Which leaves us with JD and Elliot. We’re given a nice little moment between the two where he tells Elliot just how much she means to him. “I love you more than Turk” he admits, making sure to note that he’s surprised himself that he’s saying that. In fact, he’s taken Turk’s faux Brady idol and gives it to Elliot. Zach Braff and Sarah Chalke have both become such gifted comic actors that they instill the scene with the proper small beats to sell both the feeling and the smiles that come from seeing a couple connect.

Speaking of gifted comic actors, my hats off to the complete cast of Better Off Ted. This episode solidifies for me just how splendid this group of people is and gives them two relatively connected storylines that allow all to play in the same sandbox together.

Ted’s daughter, Rose, has an annual charity drive at school, this one revolving around selling gift wrapping paper. Any of us can relate to this, either as parents, students or as office dwellers whose co-workers have school-aged children. I’ve certainly bought my fair share of kitchen utensils and Girl Scout cookies from a number of co-workers in the past. It’s a familiar trope and has been covered pretty extensively on TV. And yet, the competitive repartee between Ted and Veronica makes it fresh to swallow.

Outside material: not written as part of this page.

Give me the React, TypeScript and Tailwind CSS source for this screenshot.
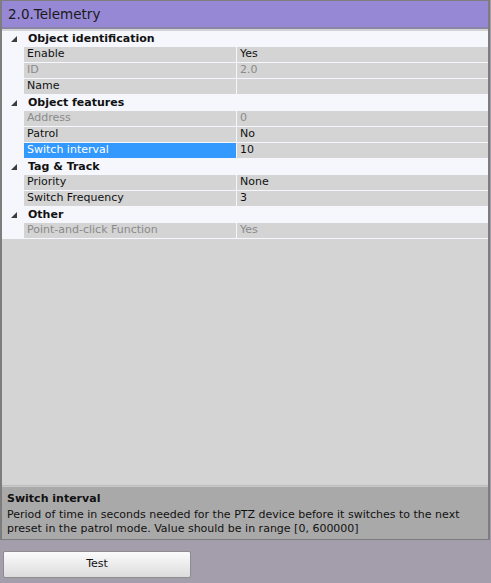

It baffles me in hilarity how Portia de Rossi can play Veronica in seemingly one mode and yet present such a multi-facted creature. She’s like a piece of chocolate that you discover is actually made of three chocolates, has a tinge of mint and a caramel covered truffle in the middle of it. I revel in her as much as that sinful concoction and marvel at how sly de Rossi is in the part. A slyness matched by Jay Harrington’s Ted. Their pseudo-sexual, pseudo-sibling rivalry is played to perfection in this episode and both actors seem to marinate in the glee of playing opposite one another.

A glee that is matched by the three other points of their pentagon. Malcolm Barrett and Jonathan Slavin step up their game even further from the last episode, becoming a side-splitting comic duo. They continue to blow me out of the water with their timing and their energies meld so well. Interacting primarily with Andrea Anders’ Linda this go-round helped to create a strong feeling of connectedness between all five main cast members. They’ve each had their moments throughout the first few episodes but this, to me, felt like the first time the proper whole cohesively fit together.

Linda’s manic reaction to the “energy patch” created in the lab was a wonderful touch of screwball, exemplified in the moment Lem and Phil run after her to take the patch off. I actually found myself giggling in that way you do when someone is chasing you in fun. The eventual hormonal down cycle was bit old-hat but I really enjoyed the moments when Anders was shifting back and forth between moods. This led to a great collaborative moment when all five are clustered together. To see the five play off each other in that scene nailed this series for me.

I thought the libidinous “don’t ask don’t tell”-flaunting general was a bit much for the episode but it gave Harrington a couple of moments for funny reaction shots. I also liked how Ted was able to piece together the military oven problem with Veronica outselling the disabled girl in the paper contest for a clever solution. Yes, if I was presented the same thing in another show I’d almost feel insulted, but it worked for me here. And it led to that great closing scene between Ted and Veronica still trying to trump one another.

Better Off Ted is fast becoming my fave comic stop in the week. The spry cast and spunky writing haven’t bored me yet. I suddenly find a half-hour is gone and I’ve got a good number of chuckles to account for it. I certainly feel better off afterward.

Now, to find a copy of Scrubs‘s Ted’s (Sam Lloyd) amazing rendition of Outkast’s “Hey Ya“.